People v Wilson |
2020 NY Slip Op 04668 |
Decided on August 20, 2020 |
Appellate Division, Fourth Department |
Published by New York State Law Reporting Bureau pursuant to Judiciary Law § 431. |
This opinion is uncorrected and subject to revision before publication in the Official Reports. |
Decided on August 20, 2020 SUPREME COURT OF THE STATE OF NEW YORK Appellate Division, Fourth Judicial Department
PRESENT: WHALEN, P.J., CENTRA, PERADOTTO, WINSLOW, AND BANNISTER, JJ.
379 KA 19-00864
v
WILBERT WILSON, JR., DEFENDANT-APPELLANT.
ANDREW D. CORREIA, PUBLIC DEFENDER, LYONS (BRIDGET L. FIELD OF COUNSEL), FOR DEFENDANT-APPELLANT.
MICHAEL D. CALARCO, DISTRICT ATTORNEY, LYONS (BRUCE A. ROSEKRANS OF COUNSEL), FOR RESPONDENT.
Appeal from an order of the Wayne County Court (Daniel G. Barrett, J.), entered March 6, 2019. The order determined that defendant is a level two risk pursuant to the Sex Offender Registration Act.
It is hereby ORDERED that the order so appealed from is unanimously affirmed without costs.
Memorandum: On appeal from an order determining that he is a level two risk under the Sex Offender Registration Act (Correction Law § 168 et seq.), defendant contends, and the People correctly concede, that County Court erred in assessing five points against him under risk factor 9, for number and nature of prior crimes.

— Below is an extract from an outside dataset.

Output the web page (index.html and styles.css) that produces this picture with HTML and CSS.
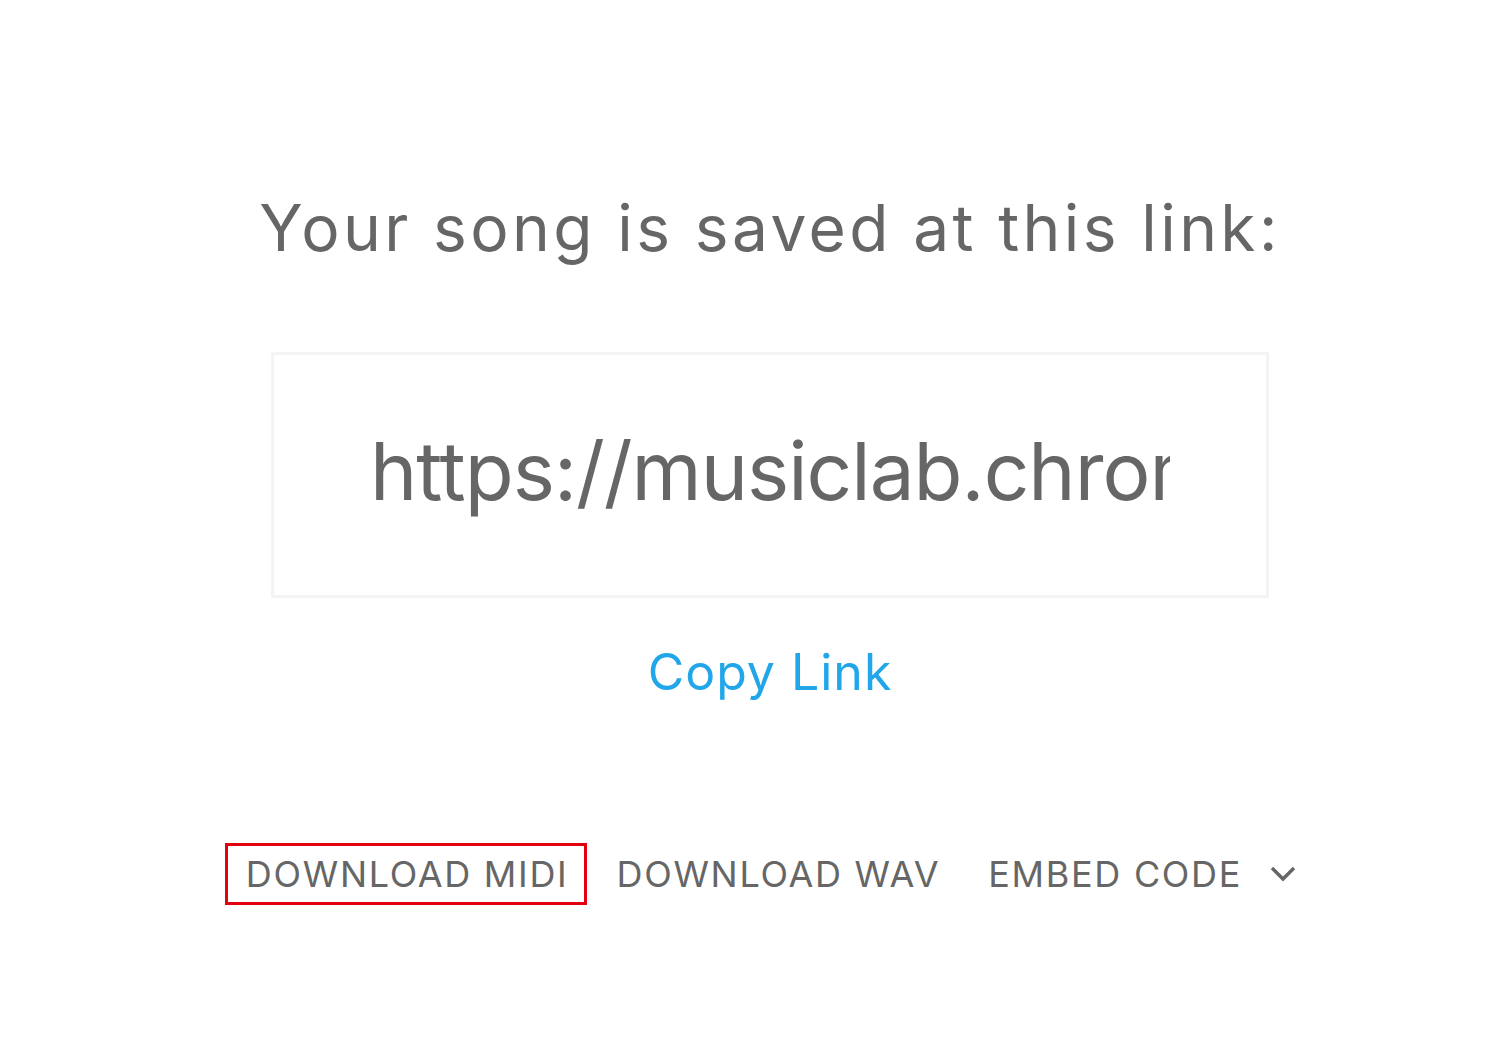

The People failed to prove a prior crime by the requisite clear and convincing evidence (see Correction Law § 168-n [3]; People v Cook, 29 NY3d 121, 125 [2017]) inasmuch as the only evidence of a prior crime consists of "hearsay statements that are vague, inconsistent or equivocal, and otherwise unsubstantiated" (People v Stewart, 61 AD3d 1059, 1060 [3d Dept 2009]; see People v Gonzalez, 28 AD3d 1073, 1074 [4th Dept 2006]; see generally People v Mingo, 12 NY3d 563, 573 [2009]). Nevertheless, the correct total of 75 points would still yield a presumptive level two assessment.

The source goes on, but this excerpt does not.